Task brief: Tally the lines holding "page" and state only that figure.

Extracted records:
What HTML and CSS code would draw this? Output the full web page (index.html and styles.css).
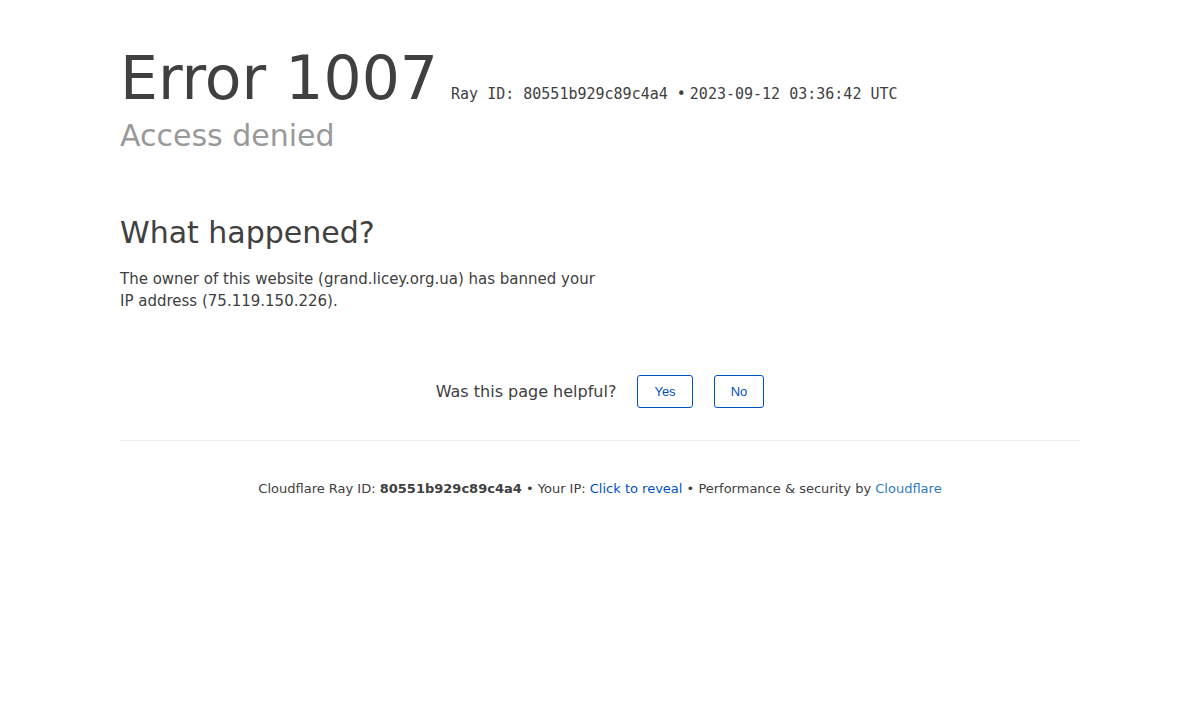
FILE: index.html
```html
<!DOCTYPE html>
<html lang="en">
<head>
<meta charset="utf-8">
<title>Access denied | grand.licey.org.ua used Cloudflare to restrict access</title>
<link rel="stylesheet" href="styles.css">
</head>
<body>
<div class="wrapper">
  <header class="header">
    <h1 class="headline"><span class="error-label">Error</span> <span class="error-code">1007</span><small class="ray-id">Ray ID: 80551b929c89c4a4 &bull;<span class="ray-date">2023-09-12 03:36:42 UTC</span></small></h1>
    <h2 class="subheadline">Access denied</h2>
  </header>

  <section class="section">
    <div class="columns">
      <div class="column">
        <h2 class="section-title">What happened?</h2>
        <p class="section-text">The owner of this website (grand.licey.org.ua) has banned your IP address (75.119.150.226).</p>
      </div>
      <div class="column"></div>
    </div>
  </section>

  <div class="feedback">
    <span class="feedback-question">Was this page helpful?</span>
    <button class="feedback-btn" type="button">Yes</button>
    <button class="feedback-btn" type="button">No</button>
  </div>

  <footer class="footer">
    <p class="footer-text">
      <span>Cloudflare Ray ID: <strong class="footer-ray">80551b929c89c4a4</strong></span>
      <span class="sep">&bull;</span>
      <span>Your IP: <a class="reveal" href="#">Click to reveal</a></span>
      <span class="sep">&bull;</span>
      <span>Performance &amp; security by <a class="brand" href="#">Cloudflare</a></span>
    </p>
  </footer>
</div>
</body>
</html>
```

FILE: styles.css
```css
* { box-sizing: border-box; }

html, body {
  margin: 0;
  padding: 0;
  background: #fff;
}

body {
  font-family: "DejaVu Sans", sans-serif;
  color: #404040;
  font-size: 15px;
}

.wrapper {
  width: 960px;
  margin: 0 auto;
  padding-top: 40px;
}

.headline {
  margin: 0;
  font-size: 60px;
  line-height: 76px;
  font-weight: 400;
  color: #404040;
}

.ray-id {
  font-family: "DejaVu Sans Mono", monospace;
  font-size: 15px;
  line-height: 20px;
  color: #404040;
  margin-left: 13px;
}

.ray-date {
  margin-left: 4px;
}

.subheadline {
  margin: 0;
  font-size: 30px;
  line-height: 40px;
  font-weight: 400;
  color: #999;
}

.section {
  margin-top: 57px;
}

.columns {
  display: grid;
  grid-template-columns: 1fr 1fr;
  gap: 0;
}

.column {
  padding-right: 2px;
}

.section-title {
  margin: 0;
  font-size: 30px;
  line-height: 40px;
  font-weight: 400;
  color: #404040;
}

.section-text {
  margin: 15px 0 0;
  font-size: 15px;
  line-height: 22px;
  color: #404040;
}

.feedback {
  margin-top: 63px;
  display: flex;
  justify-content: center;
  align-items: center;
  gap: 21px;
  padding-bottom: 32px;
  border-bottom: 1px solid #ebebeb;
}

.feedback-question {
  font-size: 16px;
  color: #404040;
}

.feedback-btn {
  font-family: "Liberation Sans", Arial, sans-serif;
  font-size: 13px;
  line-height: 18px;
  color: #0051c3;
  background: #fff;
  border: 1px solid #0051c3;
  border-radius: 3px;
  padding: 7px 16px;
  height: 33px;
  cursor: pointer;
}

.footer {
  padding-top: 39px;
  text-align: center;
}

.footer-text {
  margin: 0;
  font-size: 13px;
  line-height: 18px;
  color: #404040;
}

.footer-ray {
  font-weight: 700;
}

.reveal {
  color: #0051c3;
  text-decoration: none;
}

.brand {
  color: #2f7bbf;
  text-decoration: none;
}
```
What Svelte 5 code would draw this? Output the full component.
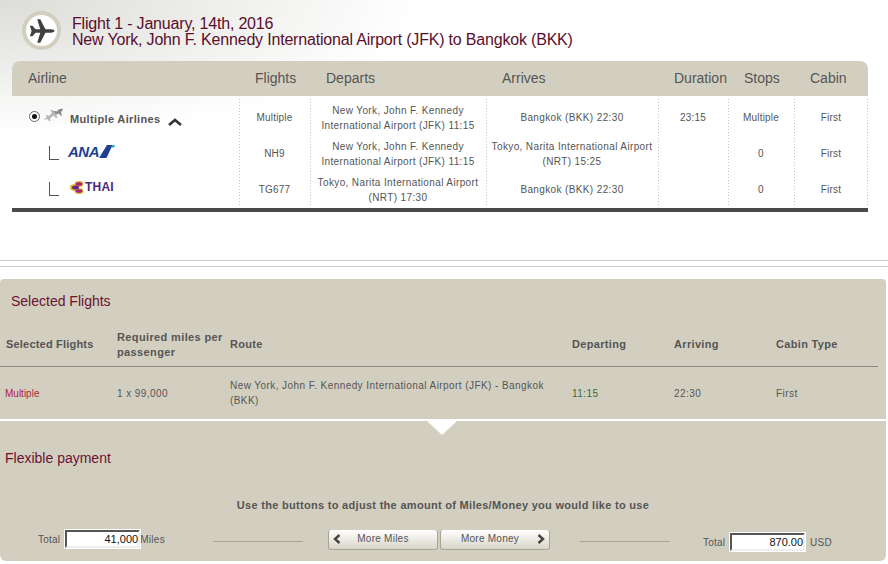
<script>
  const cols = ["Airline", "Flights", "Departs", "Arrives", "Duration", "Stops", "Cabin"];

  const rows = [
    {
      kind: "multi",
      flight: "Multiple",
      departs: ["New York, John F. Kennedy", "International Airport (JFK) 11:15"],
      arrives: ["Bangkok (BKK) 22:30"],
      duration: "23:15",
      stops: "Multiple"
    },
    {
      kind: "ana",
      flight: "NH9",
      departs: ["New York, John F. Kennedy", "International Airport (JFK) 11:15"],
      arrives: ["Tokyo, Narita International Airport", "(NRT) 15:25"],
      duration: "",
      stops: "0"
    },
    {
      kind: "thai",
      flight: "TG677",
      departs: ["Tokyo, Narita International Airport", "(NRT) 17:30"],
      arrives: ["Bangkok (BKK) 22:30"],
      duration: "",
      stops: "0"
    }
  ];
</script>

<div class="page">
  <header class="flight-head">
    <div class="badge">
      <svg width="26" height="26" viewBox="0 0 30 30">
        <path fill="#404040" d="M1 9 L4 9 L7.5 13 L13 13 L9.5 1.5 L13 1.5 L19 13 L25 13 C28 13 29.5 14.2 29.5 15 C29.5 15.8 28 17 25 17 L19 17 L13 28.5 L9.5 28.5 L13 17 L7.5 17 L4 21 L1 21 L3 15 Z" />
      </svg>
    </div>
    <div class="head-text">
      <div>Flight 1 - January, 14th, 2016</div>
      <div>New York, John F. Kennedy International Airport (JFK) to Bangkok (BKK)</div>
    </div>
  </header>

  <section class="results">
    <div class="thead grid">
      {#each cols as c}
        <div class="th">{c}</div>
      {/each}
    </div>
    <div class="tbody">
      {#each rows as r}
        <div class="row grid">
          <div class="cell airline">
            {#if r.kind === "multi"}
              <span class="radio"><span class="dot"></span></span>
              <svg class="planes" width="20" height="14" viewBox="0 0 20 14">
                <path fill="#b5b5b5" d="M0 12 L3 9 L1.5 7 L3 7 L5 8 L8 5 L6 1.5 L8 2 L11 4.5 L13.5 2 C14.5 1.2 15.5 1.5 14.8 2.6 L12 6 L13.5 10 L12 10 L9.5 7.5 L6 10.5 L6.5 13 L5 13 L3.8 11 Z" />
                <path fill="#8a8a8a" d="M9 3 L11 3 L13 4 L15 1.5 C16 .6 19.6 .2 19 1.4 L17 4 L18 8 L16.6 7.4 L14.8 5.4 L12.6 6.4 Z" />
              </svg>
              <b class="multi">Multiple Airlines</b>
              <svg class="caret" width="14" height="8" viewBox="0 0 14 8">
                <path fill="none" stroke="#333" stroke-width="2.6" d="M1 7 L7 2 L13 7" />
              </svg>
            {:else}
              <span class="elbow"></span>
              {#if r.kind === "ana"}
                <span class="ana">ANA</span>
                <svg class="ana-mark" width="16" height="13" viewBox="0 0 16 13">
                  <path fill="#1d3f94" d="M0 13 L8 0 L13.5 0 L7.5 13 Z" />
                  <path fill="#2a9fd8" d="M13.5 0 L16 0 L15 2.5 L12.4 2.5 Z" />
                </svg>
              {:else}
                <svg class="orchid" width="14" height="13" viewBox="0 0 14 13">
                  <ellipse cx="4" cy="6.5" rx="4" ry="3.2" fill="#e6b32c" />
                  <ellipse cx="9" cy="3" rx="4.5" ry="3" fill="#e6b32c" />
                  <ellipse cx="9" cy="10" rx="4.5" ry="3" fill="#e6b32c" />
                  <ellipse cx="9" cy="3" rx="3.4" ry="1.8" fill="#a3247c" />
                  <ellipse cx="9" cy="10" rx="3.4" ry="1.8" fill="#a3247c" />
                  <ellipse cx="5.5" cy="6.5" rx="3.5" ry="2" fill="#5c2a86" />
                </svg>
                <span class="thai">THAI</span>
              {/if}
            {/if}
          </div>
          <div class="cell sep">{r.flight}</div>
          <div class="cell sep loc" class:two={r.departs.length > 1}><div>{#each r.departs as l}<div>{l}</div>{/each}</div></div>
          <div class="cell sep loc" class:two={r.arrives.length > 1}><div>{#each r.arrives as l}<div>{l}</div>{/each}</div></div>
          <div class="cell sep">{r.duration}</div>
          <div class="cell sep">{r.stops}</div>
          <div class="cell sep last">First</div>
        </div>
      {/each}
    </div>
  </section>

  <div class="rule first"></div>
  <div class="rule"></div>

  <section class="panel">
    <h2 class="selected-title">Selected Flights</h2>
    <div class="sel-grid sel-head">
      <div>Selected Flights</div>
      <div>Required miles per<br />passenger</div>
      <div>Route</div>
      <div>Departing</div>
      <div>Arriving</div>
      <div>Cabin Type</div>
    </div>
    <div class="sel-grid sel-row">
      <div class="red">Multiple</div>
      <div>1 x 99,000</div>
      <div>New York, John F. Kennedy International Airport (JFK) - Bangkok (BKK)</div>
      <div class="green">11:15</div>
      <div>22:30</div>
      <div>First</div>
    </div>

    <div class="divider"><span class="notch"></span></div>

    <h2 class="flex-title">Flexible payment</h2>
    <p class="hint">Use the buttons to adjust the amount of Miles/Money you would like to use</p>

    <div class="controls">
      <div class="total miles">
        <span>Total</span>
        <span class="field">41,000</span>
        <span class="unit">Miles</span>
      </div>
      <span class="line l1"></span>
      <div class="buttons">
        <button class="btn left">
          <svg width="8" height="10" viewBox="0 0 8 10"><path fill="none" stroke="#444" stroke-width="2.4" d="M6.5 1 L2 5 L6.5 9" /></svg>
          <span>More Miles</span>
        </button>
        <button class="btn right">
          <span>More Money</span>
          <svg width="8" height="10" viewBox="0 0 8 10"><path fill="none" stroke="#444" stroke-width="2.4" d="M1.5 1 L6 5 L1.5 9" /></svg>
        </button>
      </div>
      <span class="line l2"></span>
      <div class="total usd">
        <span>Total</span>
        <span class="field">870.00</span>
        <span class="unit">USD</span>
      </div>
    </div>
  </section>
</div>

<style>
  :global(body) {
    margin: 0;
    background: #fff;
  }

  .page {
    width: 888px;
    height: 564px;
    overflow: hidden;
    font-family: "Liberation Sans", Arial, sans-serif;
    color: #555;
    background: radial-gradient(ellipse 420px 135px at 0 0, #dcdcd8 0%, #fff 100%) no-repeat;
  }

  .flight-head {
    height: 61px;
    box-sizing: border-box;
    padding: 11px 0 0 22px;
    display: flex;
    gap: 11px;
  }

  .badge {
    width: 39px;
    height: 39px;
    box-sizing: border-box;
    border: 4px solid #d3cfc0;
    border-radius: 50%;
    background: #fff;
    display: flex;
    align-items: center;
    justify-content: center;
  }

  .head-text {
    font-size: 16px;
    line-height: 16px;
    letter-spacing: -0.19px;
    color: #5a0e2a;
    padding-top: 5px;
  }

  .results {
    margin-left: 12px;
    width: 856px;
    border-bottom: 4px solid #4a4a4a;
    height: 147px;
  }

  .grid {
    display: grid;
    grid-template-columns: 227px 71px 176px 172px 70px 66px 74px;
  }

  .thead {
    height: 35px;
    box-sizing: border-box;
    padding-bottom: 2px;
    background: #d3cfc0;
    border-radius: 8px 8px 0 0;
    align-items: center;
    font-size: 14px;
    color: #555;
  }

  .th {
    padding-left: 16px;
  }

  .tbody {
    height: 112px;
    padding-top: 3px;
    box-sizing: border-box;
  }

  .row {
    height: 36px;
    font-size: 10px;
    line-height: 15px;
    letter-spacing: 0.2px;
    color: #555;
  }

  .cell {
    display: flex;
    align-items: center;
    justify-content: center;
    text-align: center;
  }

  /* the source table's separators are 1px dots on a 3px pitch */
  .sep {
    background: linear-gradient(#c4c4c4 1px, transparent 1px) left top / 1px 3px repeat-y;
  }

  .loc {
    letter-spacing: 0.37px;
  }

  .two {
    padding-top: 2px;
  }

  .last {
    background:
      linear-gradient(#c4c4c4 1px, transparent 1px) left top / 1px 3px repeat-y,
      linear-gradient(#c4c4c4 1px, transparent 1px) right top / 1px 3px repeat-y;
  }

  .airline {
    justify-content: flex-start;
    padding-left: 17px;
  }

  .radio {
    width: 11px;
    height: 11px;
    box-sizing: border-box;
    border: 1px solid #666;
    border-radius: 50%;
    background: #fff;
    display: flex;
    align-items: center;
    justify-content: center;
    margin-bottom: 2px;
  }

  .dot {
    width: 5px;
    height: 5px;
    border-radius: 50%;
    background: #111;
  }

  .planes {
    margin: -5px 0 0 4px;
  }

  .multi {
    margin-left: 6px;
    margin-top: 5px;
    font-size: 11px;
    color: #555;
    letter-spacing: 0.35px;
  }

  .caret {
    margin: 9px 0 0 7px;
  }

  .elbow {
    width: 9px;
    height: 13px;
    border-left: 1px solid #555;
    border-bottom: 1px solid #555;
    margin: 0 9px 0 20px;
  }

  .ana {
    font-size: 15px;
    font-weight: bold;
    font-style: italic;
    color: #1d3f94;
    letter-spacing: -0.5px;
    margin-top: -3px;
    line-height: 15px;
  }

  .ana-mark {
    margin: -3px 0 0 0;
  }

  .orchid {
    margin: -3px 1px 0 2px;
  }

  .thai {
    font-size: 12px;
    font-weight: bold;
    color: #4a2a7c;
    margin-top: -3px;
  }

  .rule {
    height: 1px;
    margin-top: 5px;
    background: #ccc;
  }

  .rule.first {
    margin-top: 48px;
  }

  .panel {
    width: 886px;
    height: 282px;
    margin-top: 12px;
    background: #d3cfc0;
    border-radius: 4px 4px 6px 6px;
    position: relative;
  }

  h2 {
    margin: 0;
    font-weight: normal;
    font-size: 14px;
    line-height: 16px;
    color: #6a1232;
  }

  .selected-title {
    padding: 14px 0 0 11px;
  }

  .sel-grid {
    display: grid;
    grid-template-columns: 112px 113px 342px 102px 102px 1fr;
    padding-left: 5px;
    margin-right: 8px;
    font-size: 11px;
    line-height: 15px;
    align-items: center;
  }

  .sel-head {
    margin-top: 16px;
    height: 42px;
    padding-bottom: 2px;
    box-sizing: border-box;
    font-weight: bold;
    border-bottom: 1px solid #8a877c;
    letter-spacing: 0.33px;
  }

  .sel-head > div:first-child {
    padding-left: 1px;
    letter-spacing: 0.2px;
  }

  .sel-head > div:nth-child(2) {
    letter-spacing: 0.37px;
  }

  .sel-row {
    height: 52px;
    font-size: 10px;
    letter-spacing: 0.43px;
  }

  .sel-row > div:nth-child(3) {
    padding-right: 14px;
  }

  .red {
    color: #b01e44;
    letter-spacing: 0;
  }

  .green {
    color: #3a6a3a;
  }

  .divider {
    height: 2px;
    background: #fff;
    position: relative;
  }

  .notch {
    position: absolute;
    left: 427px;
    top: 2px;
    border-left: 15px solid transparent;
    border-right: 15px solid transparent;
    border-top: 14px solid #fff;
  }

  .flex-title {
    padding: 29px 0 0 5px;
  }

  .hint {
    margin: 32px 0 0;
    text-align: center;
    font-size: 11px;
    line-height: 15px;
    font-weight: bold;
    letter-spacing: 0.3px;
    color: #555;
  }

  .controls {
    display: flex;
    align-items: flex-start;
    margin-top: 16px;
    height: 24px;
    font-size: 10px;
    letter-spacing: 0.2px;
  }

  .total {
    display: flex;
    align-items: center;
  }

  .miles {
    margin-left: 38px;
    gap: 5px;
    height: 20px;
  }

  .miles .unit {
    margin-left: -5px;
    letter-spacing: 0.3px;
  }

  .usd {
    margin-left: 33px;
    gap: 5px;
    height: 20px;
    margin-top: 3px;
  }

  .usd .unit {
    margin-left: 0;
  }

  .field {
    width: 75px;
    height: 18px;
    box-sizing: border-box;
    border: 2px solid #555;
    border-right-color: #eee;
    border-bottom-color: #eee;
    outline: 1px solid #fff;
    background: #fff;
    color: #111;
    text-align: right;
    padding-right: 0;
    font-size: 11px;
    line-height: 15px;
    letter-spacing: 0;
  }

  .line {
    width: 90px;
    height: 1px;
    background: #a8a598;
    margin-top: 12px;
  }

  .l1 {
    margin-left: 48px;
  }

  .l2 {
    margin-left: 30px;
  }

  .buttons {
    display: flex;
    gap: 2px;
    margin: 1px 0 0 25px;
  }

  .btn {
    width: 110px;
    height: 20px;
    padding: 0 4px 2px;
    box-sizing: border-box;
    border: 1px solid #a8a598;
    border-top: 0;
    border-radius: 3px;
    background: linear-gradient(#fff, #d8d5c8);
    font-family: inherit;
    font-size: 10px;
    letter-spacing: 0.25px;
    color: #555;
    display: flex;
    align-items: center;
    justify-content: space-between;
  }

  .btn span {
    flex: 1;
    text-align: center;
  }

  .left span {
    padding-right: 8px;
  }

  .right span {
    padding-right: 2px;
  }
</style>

Final result: 4